On the 767, this is a good step up coming from a bird that previously had no streaming or Wi-Fi options at all. The provided tablets (long haul) also had much less content than what was offered over the streaming system.

On Board Service

Looking past the meal mix up, the crew members were very helpful, with one of them being particular sassy, in a good way of course. They were very prompt with meal service and clean up, and checked in with all passengers on a regular basis. It was also nice to see them having a bit of small talk with some of the passengers during the service.

As a regular traveler with American Airlines, this was one of the few flights where I was honestly pleased with the crew’s service. I think if I had realized earlier that there was a mix up with my meal, they would have gladly accommodated me as one of the two other passengers were able to switch with ease.
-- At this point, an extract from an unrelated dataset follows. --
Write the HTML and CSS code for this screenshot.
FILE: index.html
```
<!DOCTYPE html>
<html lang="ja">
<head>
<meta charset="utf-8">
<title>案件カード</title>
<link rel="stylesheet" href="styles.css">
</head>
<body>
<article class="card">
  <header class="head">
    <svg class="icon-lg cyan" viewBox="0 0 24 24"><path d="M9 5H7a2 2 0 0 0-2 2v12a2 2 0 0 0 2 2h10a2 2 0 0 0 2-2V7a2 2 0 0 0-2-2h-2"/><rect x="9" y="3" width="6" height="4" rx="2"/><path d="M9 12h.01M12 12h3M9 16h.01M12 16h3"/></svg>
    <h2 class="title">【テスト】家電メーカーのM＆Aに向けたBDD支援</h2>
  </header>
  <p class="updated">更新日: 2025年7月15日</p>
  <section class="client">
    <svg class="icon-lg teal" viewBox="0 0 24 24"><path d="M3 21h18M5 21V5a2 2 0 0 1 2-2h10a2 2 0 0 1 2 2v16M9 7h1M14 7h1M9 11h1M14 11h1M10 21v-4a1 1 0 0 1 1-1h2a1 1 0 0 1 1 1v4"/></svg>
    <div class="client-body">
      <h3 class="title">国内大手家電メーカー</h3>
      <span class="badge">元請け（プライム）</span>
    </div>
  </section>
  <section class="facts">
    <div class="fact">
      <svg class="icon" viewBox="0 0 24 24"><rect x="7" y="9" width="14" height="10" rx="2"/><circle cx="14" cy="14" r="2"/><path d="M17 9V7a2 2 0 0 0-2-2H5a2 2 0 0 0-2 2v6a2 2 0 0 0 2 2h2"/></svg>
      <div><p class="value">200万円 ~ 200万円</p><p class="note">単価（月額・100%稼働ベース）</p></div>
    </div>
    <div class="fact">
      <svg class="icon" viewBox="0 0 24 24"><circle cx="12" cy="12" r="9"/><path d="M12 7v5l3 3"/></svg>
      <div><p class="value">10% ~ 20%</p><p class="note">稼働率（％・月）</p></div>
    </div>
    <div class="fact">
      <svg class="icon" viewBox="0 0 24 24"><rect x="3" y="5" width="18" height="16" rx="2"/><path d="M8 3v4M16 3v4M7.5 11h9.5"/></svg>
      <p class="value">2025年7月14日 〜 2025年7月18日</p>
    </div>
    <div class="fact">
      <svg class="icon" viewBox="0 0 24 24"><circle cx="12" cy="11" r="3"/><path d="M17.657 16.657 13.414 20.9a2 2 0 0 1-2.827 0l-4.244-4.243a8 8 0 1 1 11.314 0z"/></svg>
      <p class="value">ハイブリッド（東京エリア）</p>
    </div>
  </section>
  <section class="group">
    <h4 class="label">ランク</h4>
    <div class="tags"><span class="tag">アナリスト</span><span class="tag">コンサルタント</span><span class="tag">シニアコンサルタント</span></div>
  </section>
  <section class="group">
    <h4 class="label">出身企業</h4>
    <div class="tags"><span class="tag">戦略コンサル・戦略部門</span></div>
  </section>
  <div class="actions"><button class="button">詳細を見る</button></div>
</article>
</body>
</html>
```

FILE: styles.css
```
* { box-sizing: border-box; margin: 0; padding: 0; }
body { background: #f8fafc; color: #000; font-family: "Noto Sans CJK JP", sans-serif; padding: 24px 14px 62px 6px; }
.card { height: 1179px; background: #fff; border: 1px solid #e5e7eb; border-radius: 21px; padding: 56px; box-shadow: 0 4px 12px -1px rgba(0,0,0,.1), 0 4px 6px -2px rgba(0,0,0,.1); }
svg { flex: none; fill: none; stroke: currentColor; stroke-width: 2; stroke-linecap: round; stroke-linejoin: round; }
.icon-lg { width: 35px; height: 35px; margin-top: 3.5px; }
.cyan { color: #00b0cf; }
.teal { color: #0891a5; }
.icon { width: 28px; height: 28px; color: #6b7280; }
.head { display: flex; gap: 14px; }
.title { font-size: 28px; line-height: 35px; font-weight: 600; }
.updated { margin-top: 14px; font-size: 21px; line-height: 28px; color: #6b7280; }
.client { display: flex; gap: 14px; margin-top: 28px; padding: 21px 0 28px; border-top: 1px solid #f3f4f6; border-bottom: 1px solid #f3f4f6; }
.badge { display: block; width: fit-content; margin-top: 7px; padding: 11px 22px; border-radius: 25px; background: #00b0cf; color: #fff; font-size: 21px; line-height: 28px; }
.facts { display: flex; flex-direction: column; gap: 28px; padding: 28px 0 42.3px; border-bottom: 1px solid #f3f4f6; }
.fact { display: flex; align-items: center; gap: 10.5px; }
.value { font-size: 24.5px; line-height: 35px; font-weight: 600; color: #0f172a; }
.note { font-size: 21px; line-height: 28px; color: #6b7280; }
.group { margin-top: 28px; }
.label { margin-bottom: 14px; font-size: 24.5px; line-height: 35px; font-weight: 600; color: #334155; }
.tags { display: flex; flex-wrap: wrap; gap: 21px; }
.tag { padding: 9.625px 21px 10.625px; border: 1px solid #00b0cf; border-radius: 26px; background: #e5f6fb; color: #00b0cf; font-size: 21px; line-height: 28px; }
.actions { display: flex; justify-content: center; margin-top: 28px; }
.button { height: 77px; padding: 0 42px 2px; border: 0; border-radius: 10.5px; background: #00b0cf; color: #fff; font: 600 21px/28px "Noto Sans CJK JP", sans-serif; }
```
Coupling in a very small delay pushing back from the gate, as well as added flying time in the Miami area due to a passing weather system, we still made it to the gate in reasonable time (about 15 minutes past the scheduled arrival time). Besides my lackluster lunch, service was great and having seats that can properly recline and go flat was a plus.

While American does offer better business class seats on their 777s and 787s, it’s always nice to fly on a widebody on a route that is generally services by a 737-800 otherwise. It’s a shame the flight time was so short though as just when I started to properly settle back after my meal, we had already started our descent into Miami.

As these flights usually come up due to repositioning purposes, they may not always be available throughout the year. There is also a 777-200ER servicing the route, but unfortunately is departed much later, well past the scheduled departure time of my connecting flight that afternoon.